(Stored dataset items)

======

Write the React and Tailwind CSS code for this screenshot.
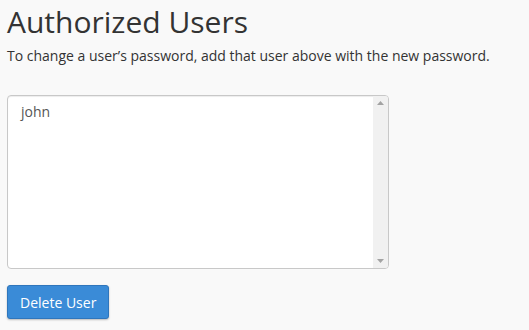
export default function App() {
  return (
    <div className="min-h-[330px] w-[529px] bg-[#f9f9f9] px-[7px] pt-[2px] text-[#333]" style={{ fontFamily: '"Open Sans", sans-serif' }}>
      <h1 className="text-[30px] leading-[40px] font-normal text-[#333]">Authorized Users</h1>
      <p className="mt-[4px] text-[14px] leading-[20px] text-[#333]">To change a user’s password, add that user above with the new password.</p>
      <div className="mt-[29px] flex h-[174px] w-[382px] overflow-hidden rounded-[4px] border border-[#c8c8c8] bg-white shadow-[inset_0_1px_1px_rgba(0,0,0,0.075)]">
        <div className="flex-1 px-[13px] pt-[6px] text-[14px] leading-[20px] text-[#555]">john</div>
        <div className="flex w-[15px] flex-col items-center justify-between bg-[#f1f1f1] py-[5px]">
          <svg width="7" height="4" viewBox="0 0 7 4"><path d="M3.5 0L7 4H0z" fill="#a3a3a3" /></svg>
          <svg width="7" height="4" viewBox="0 0 7 4"><path d="M0 0H7L3.5 4z" fill="#a3a3a3" /></svg>
        </div>
      </div>
      <button className="mt-[16px] flex h-[34px] items-center rounded-[3px] border border-[#2f76bc] bg-[#3a8bd7] px-[12px] text-[14px] text-white shadow-[0_1px_2px_rgba(0,0,0,0.25)]">Delete User</button>
    </div>
  );
}
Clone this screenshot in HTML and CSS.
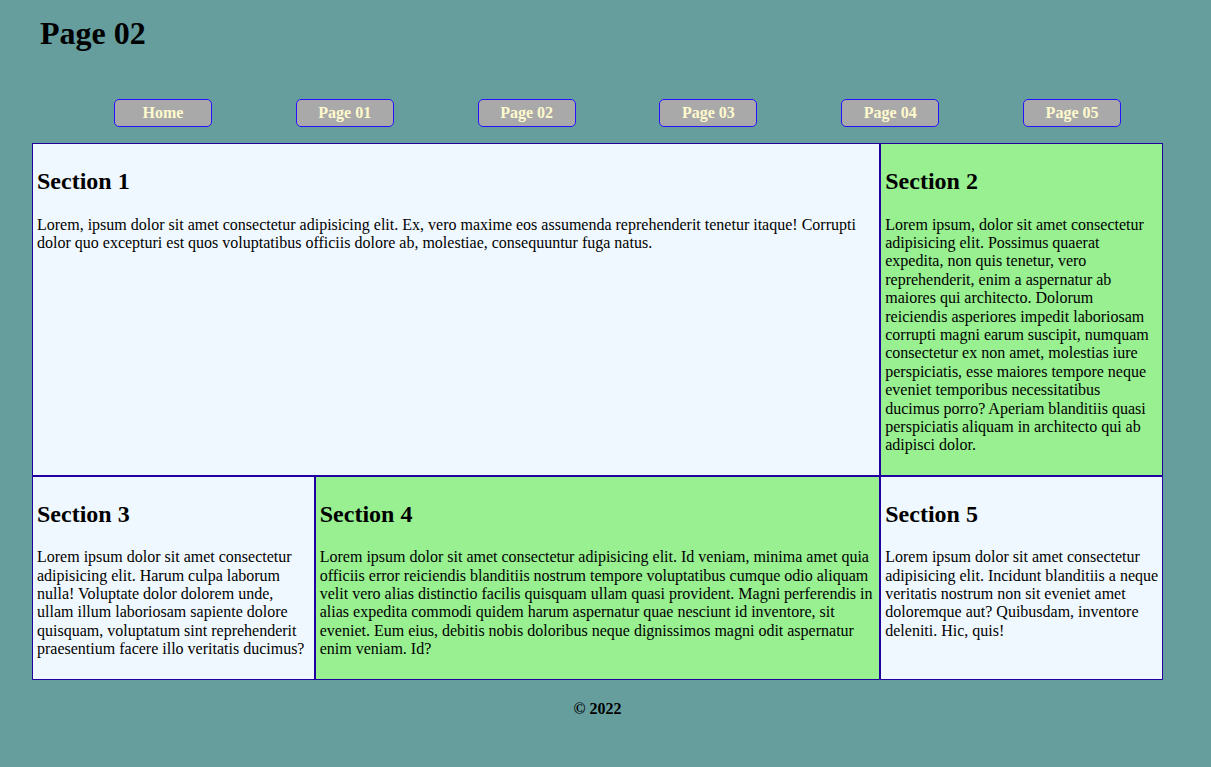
FILE: index.html
```html
<!DOCTYPE html>
<html lang="en">
<head>
<meta charset="utf-8">
<title>Page 02</title>
<link rel="stylesheet" href="styles.css">
</head>
<body>
<div class="page">
  <header class="header">
    <h1 class="title">Page 02</h1>
    <nav>
      <ul class="nav">
        <li><a class="btn" href="#">Home</a></li>
        <li><a class="btn" href="#">Page 01</a></li>
        <li><a class="btn" href="#">Page 02</a></li>
        <li><a class="btn" href="#">Page 03</a></li>
        <li><a class="btn" href="#">Page 04</a></li>
        <li><a class="btn" href="#">Page 05</a></li>
      </ul>
    </nav>
  </header>
  <main class="grid">
    <section class="sec sec1 light">
      <h2>Section 1</h2>
      <p>Lorem, ipsum dolor sit amet consectetur adipisicing elit. Ex, vero maxime eos assumenda reprehenderit tenetur itaque! Corrupti dolor quo excepturi est quos voluptatibus officiis dolore ab, molestiae, consequuntur fuga natus.</p>
    </section>
    <section class="sec green">
      <h2>Section 2</h2>
      <p>Lorem ipsum, dolor sit amet consectetur adipisicing elit. Possimus quaerat expedita, non quis tenetur, vero reprehenderit, enim a aspernatur ab maiores qui architecto. Dolorum reiciendis asperiores impedit laboriosam corrupti magni earum suscipit, numquam consectetur ex non amet, molestias iure perspiciatis, esse maiores tempore neque eveniet temporibus necessitatibus ducimus porro? Aperiam blanditiis quasi perspiciatis aliquam in architecto qui ab adipisci dolor.</p>
    </section>
    <section class="sec light">
      <h2>Section 3</h2>
      <p>Lorem ipsum dolor sit amet consectetur adipisicing elit. Harum culpa laborum nulla! Voluptate dolor dolorem unde, ullam illum laboriosam sapiente dolore quisquam, voluptatum sint reprehenderit praesentium facere illo veritatis ducimus?</p>
    </section>
    <section class="sec green">
      <h2>Section 4</h2>
      <p>Lorem ipsum dolor sit amet consectetur adipisicing elit. Id veniam, minima amet quia officiis error reiciendis blanditiis nostrum tempore voluptatibus cumque odio aliquam velit vero alias distinctio facilis quisquam ullam quasi provident. Magni perferendis in alias expedita commodi quidem harum aspernatur quae nesciunt id inventore, sit eveniet. Eum eius, debitis nobis doloribus neque dignissimos magni odit aspernatur enim veniam. Id?</p>
    </section>
    <section class="sec light">
      <h2>Section 5</h2>
      <p>Lorem ipsum dolor sit amet consectetur adipisicing elit. Incidunt blanditiis a neque veritatis nostrum non sit eveniet amet doloremque aut? Quibusdam, inventore deleniti. Hic, quis!</p>
    </section>
  </main>
  <footer class="footer">© 2022</footer>
</div>
</body>
</html>
```

FILE: styles.css
```css
html, body {
  margin: 0;
  padding: 0;
  background: #669e9e;
}

body {
  font-family: "Liberation Serif", "Times New Roman", serif;
  font-size: 16px;
  color: #000;
}

.page {
  padding: 15px 48px 40px 32px;
}

.title {
  margin: 0 0 0 8px;
  font-size: 32px;
  font-weight: bold;
  line-height: normal;
}

.nav {
  list-style: none;
  margin: 47px 0 16px 0;
  padding: 0 0 0 40px;
  display: flex;
  justify-content: space-around;
}

.btn {
  box-sizing: border-box;
  display: flex;
  align-items: center;
  justify-content: center;
  width: 98px;
  height: 28px;
  background: #a9a9a9;
  border: 1px solid #2b10ff;
  border-radius: 5px;
  color: #fffacd;
  font-weight: bold;
  text-decoration: none;
  font-size: 16px;
}

.grid {
  display: grid;
  grid-template-columns: 1fr 2fr 1fr;
}

.sec {
  border: 1px solid #20009f;
  padding: 0 3.5px 0 4px;
}

.sec1 {
  grid-column: 1 / 3;
}

.light {
  background: #f0f8ff;
}

.green {
  background: #98f090;
}

.sec h2 {
  font-size: 24px;
  margin: 24px 0 20px 0;
  line-height: 1.15;
}

.sec p {
  margin: 0 0 20px 0;
  line-height: 1.15;
}

.footer {
  margin-top: 20px;
  text-align: center;
  font-weight: bold;
}
```
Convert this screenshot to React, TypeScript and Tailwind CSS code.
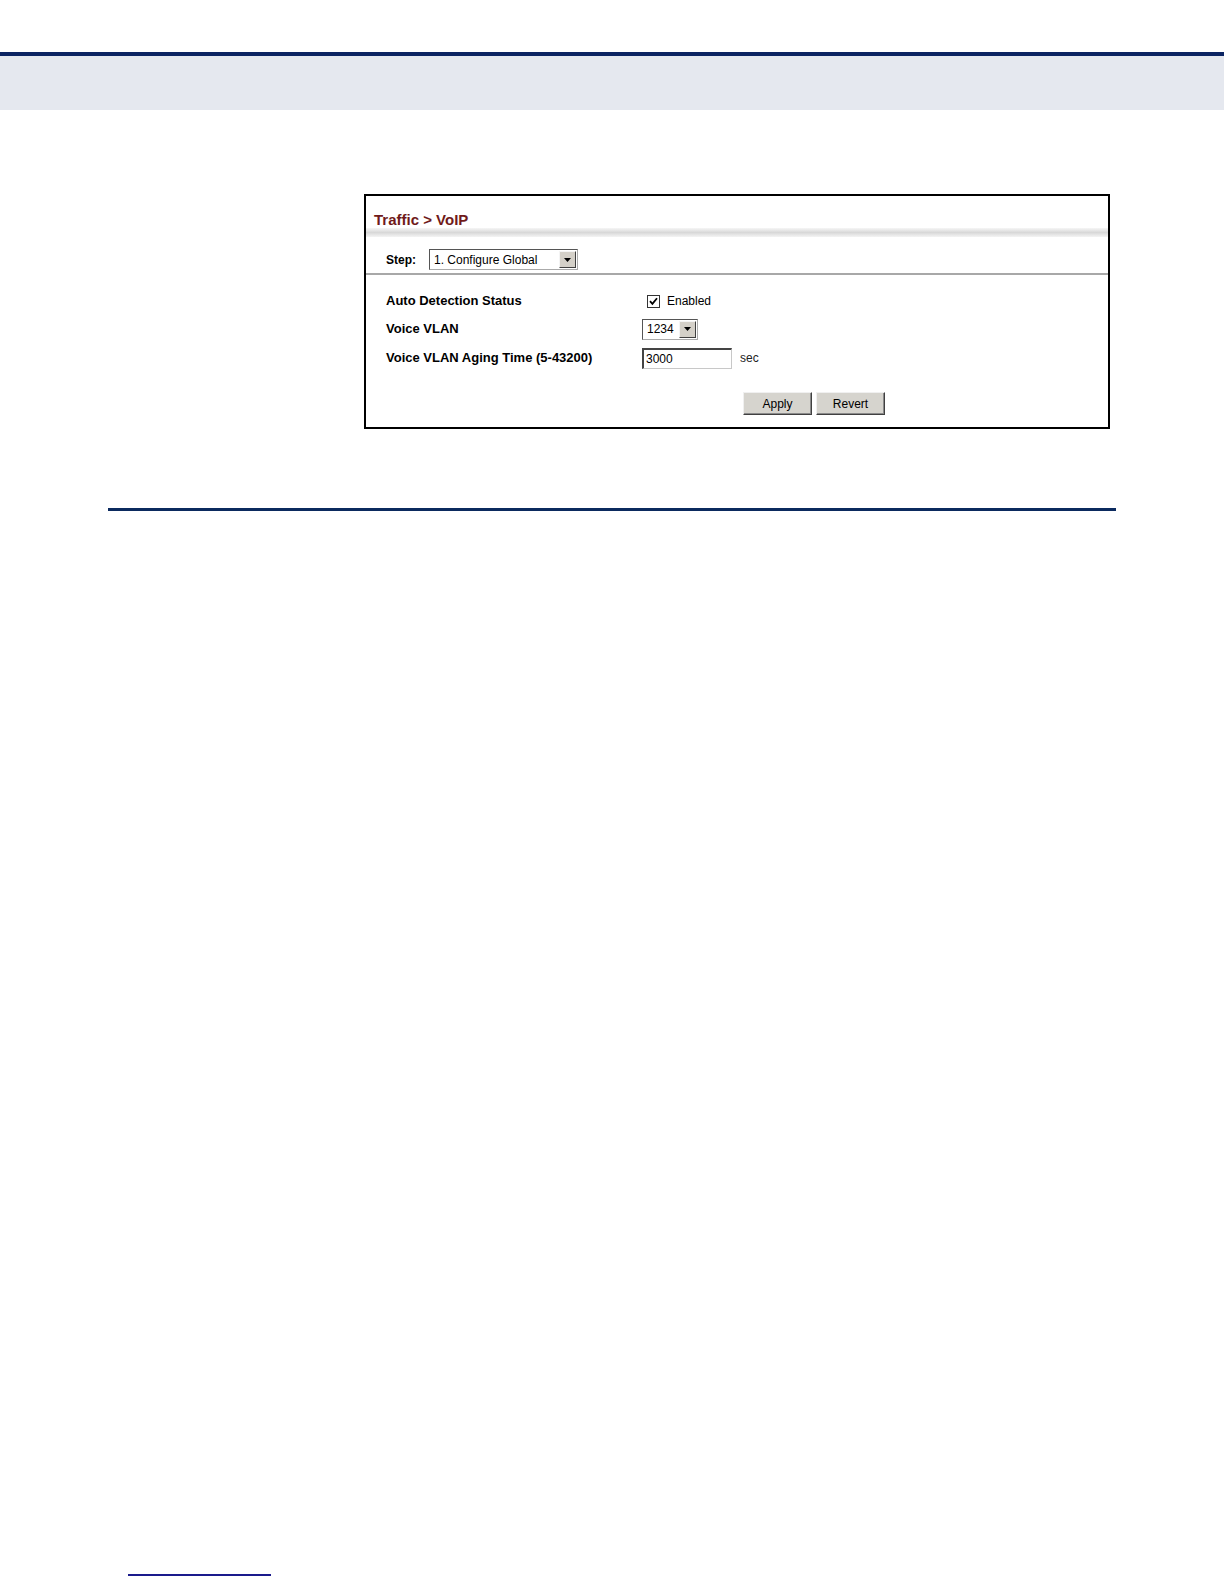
import React from 'react';

function ArrowBtn() {
  return (
    <div className="flex h-full w-[17px] items-center justify-center border-l border-t border-l-[#f4f4f4] border-t-[#f4f4f4] border-r border-b border-r-[#404040] border-b-[#404040] bg-[#d4d0c8]">
      <svg width="7" height="4" viewBox="0 0 7 4">
        <path d="M0 0 H7 L3.5 4 Z" fill="#000" />
      </svg>
    </div>
  );
}

function Select({ value, width }: { value: string; width: string }) {
  return (
    <div className={`flex h-[21px] ${width} items-stretch border border-t-[#555] border-l-[#555] border-r-[#aaa] border-b-[#aaa] bg-white p-[1px]`}>
      <div className="flex flex-1 items-center pl-[3px] text-[12px] text-black">{value}</div>
      <ArrowBtn />
    </div>
  );
}

function Button({ label }: { label: string }) {
  return (
    <button className="h-[23px] w-[69px] border border-t-[#f0f0f0] border-l-[#f0f0f0] border-r-[#404040] border-b-[#404040] bg-[#d6d4ce] text-[12px] text-black shadow-[inset_-1px_-1px_0_#8a8a8a]">
      {label}
    </button>
  );
}

export default function App() {
  return (
    <div className="min-h-[1584px] bg-white font-['Liberation_Sans',Arial,sans-serif]">
      <div className="h-[52px]" />
      <div className="h-[4px] bg-[#0b2462]" />
      <div className="h-[54px] bg-[#e5e8ef]" />

      <div className="ml-[364px] mt-[84px] w-[746px] border-2 border-black bg-white">
        <div className="flex h-[32px] items-start pl-[8px] pt-[15px] text-[15px] font-bold leading-[17px] text-[#701a1a]">
          Traffic &gt; VoIP
        </div>
        <div className="h-[9px] bg-gradient-to-b from-[#f6f6f6] via-[#d8d8d8] to-[#f4f4f4]" />
        <div className="flex h-[36px] items-end pb-[3px] pl-[20px]">
          <span className="mb-[2px] w-[43px] text-[12px] font-bold leading-[16px] text-black">Step:</span>
          <Select value="1. Configure Global" width="w-[149px]" />
        </div>
        <div className="h-[2px] bg-[#a8a8a8]" />

        <div className="pl-[20px] pt-[12px]">
          <div className="flex h-[28px] items-center">
            <div className="w-[256px] text-[13px] font-bold text-black">Auto Detection Status</div>
            <div className="flex items-center">
              <div className="ml-[5px] flex h-[13px] w-[13px] items-center justify-center border border-[#333] bg-white">
                <svg width="9" height="9" viewBox="0 0 9 9">
                  <path d="M1 4.2 L3.4 6.8 L8 1.2" stroke="#000" strokeWidth="1.8" fill="none" />
                </svg>
              </div>
              <span className="ml-[7px] text-[12px] text-black">Enabled</span>
            </div>
          </div>
          <div className="flex h-[28px] items-center">
            <div className="w-[256px] text-[13px] font-bold text-black">Voice VLAN</div>
            <Select value="1234" width="w-[56px]" />
          </div>
          <div className="flex h-[30px] items-center">
            <div className="w-[256px] text-[13px] font-bold text-black">Voice VLAN Aging Time (5-43200)</div>
            <div className="flex h-[21px] w-[90px] items-center border border-t-2 border-l-2 border-t-[#444] border-l-[#444] border-r-[#c8c8c8] border-b-[#c8c8c8] bg-white pl-[2px] text-[12px] text-black">
              3000
            </div>
            <span className="ml-[8px] text-[12px] text-[#222]">sec</span>
          </div>
        </div>

        <div className="mt-[19px] flex gap-[4px] pb-[12px] pl-[377px]">
          <Button label="Apply" />
          <Button label="Revert" />
        </div>
      </div>

      <div className="ml-[108px] mt-[79px] h-[3px] w-[1008px] bg-[#0b2a5e]" />

      <div className="ml-[128px] mt-[1063px] h-[2px] w-[143px] bg-[#1a1a8c]" />
    </div>
  );
}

======

### Task goal
From the records above, copy exactly the lines starting at the one with "Convert this screenshot" and ending at the one with "import React from 'react';", and no others. Pictures stay out.

### Written response
Convert this screenshot to React, TypeScript and Tailwind CSS code.
import React from 'react';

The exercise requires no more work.